Fellow member of the reality-based community Matthew Yglesias looks into the abyss that he brilliantly labels the 'Putanization of Amercian life'. It's ugly down there.
Christopher Hitchens, in one of the few insightful things he's said about the war on terrorism, took the chance in his final Nation column to criticize those on the left “who truly believe that John Ashcroft is a greater menace than Osama bin Laden.” At the time, I thought it was a very sharp remark. I never supported Bush and always hoped he would lose in 2004 since I thought his policies were misguided, but many people seemed to me at the time to have lost all sense of perspective about who the really threatening enemies were.

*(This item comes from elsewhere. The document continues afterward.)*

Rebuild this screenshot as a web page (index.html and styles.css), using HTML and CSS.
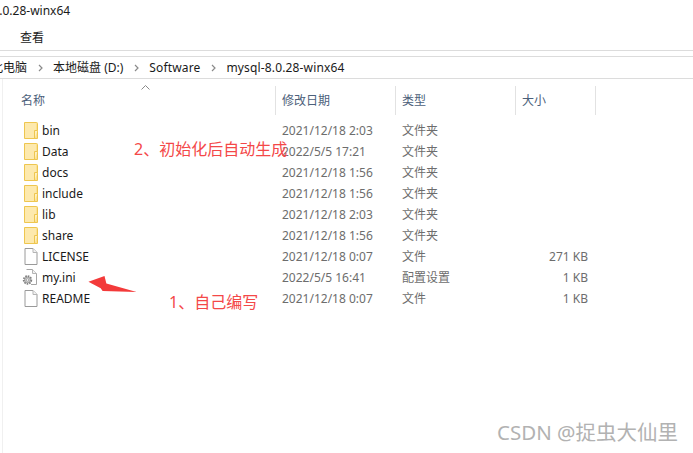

Suskind's article along with other pieces of evidence of what one might call the creeping Putinization of American life (the Sinclair incident, the threatening letter to Rock The Vote, the specter of the top official in the House of Representatives making totally baseless charges of criminal conduct against a major financier of the political opposition [shades of Mikhail Khodorovsky], the increasing evidence that the 'terror alert' system is nothing more than a political prop, the 'torture memo' asserting that the president is above the law, the imposition of rigid discipline on the congress, the abuse of the conference committee procedure, the ability of the administration to lie to congress without penalty, the exclusion of non-supporters from Bush's public appearances, etc.) are beginning to make me think this assessment may have been misguided. Terrorist forces operating in and around Chechnya have done some horrible things — I was in Moscow for the big apartment bombings — but ultimately the most harmful thing they have done was to enable Putin to tighten his grip on power.
Update: For an example of how common culture produces similar responses, see this post by Kevin Drum on the same Yglesias text, using the same “abyss” metaphor for its headline!